Hi again Mary, I can relate to your reluctance, I feel the same and also shame that I am not stronger. Anxiety and mental health issues run in my family and I have been aware for years of the need to take care of myself. I had resigned myself to being on medication indefinitely, even though some side effects bothered me a little, I knew I was on some pretty powerful stuff when if I forgot to take it for one night I would wake up feeling like I had been hit by a bus. I had the need to renew my script at one point and because my dr was out of town, i had to see another dr. He looked at my file and said ..YOU HAVE BEEN ON THIS MEDICATION FOR A LOT OF YEARS, have you ever thought of coming off it. Well at that time i was well, enjoying a very fulfilled life. I have always been into sports and was very actively involved in a sporting club having the time of my life travelling, competing and making great new friends, working as much or as little as i wanted, husband who was happy to support all these things, great kids making their own way through life, trips on the horizon, what did I have to be on meds for, life was truly a blessing. So I spoke with my GP and weaned myself off.

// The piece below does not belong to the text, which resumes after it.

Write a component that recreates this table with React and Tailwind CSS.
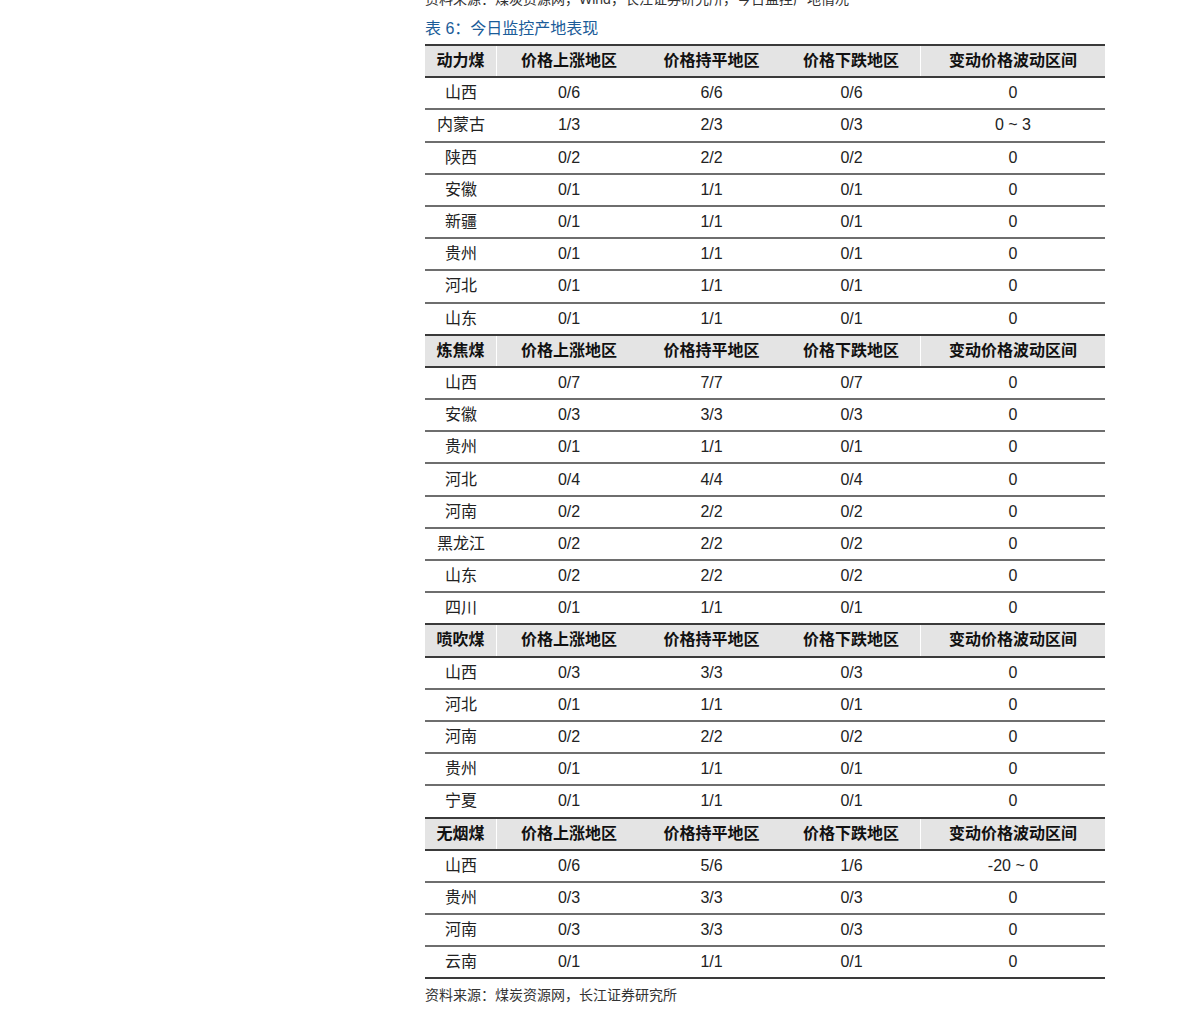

Almost 10 months later and the rot has set in. Relationship struggles, not husband, we've been there done that and things good with us I hope, left my beloved sporting club due to conflicts with members, other struggles with people I thought were friends, and estranged from beloved sister who also has mental health issues. Mother, also with mental health issues needing care, but gets abusive and lays on the guilt trip. Lucky I do have sisters who support here. I haven't done so much, because I've been too scared to get dragged down, so have been on the perimeter offering support to sisters mostly.
So I guess my reluctance to be on meds is mostly due to my need to feel I should be able to cope given the wonderful life I have been blessed with, as well as my need to be healthy and active and avoid medication if possible. It's a combination of things really I guess.
I will speak to my GP, he knows me very well. I sincere,y appreciate your concern Mary. Take care.